* **WHAT YOU SHOULD DO**
Reproduce every entry exactly, without alteration.

◇ ◇ ◇ ◇

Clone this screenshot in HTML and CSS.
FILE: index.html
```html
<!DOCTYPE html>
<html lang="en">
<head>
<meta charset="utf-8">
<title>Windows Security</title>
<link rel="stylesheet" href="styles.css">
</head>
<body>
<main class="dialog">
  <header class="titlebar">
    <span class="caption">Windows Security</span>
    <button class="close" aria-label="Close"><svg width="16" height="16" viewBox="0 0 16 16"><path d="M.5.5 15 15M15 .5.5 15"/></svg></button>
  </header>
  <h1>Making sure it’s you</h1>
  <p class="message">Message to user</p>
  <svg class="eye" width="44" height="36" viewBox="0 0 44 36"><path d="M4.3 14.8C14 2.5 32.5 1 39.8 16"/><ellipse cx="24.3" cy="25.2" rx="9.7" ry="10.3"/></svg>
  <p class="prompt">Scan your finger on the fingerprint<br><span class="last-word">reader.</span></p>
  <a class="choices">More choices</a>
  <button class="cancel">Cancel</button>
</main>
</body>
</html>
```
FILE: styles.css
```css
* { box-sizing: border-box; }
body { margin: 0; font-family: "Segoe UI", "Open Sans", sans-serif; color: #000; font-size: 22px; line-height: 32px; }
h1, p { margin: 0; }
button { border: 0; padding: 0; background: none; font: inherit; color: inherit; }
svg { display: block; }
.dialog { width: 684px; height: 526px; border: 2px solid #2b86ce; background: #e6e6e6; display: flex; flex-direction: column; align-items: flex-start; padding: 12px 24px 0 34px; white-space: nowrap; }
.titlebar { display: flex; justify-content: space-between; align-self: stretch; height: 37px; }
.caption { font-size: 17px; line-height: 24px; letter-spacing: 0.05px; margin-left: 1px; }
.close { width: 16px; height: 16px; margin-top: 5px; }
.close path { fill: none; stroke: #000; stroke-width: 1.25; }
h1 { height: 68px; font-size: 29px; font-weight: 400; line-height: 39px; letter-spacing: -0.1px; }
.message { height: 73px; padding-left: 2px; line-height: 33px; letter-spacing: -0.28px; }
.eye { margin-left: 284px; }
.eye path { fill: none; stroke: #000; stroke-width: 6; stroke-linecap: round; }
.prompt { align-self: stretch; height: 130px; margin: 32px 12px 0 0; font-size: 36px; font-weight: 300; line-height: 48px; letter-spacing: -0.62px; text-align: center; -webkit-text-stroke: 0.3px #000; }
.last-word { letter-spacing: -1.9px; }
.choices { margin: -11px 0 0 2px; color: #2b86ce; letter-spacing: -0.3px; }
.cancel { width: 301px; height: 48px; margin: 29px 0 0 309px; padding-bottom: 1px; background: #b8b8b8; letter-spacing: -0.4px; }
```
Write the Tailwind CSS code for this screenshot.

◇ ◇ ◇ ◇

* **TASK ANSWER**
Clone this screenshot in HTML and CSS.
FILE: index.html
```html
<!DOCTYPE html>
<html lang="en">
<head>
<meta charset="utf-8">
<title>Windows Security</title>
<link rel="stylesheet" href="styles.css">
</head>
<body>
<main class="dialog">
  <header class="titlebar">
    <span class="caption">Windows Security</span>
    <button class="close" aria-label="Close"><svg width="16" height="16" viewBox="0 0 16 16"><path d="M.5.5 15 15M15 .5.5 15"/></svg></button>
  </header>
  <h1>Making sure it’s you</h1>
  <p class="message">Message to user</p>
  <svg class="eye" width="44" height="36" viewBox="0 0 44 36"><path d="M4.3 14.8C14 2.5 32.5 1 39.8 16"/><ellipse cx="24.3" cy="25.2" rx="9.7" ry="10.3"/></svg>
  <p class="prompt">Scan your finger on the fingerprint<br><span class="last-word">reader.</span></p>
  <a class="choices">More choices</a>
  <button class="cancel">Cancel</button>
</main>
</body>
</html>
```
FILE: styles.css
```css
* { box-sizing: border-box; }
body { margin: 0; font-family: "Segoe UI", "Open Sans", sans-serif; color: #000; font-size: 22px; line-height: 32px; }
h1, p { margin: 0; }
button { border: 0; padding: 0; background: none; font: inherit; color: inherit; }
svg { display: block; }
.dialog { width: 684px; height: 526px; border: 2px solid #2b86ce; background: #e6e6e6; display: flex; flex-direction: column; align-items: flex-start; padding: 12px 24px 0 34px; white-space: nowrap; }
.titlebar { display: flex; justify-content: space-between; align-self: stretch; height: 37px; }
.caption { font-size: 17px; line-height: 24px; letter-spacing: 0.05px; margin-left: 1px; }
.close { width: 16px; height: 16px; margin-top: 5px; }
.close path { fill: none; stroke: #000; stroke-width: 1.25; }
h1 { height: 68px; font-size: 29px; font-weight: 400; line-height: 39px; letter-spacing: -0.1px; }
.message { height: 73px; padding-left: 2px; line-height: 33px; letter-spacing: -0.28px; }
.eye { margin-left: 284px; }
.eye path { fill: none; stroke: #000; stroke-width: 6; stroke-linecap: round; }
.prompt { align-self: stretch; height: 130px; margin: 32px 12px 0 0; font-size: 36px; font-weight: 300; line-height: 48px; letter-spacing: -0.62px; text-align: center; -webkit-text-stroke: 0.3px #000; }
.last-word { letter-spacing: -1.9px; }
.choices { margin: -11px 0 0 2px; color: #2b86ce; letter-spacing: -0.3px; }
.cancel { width: 301px; height: 48px; margin: 29px 0 0 309px; padding-bottom: 1px; background: #b8b8b8; letter-spacing: -0.4px; }
```
Write the Tailwind CSS code for this screenshot.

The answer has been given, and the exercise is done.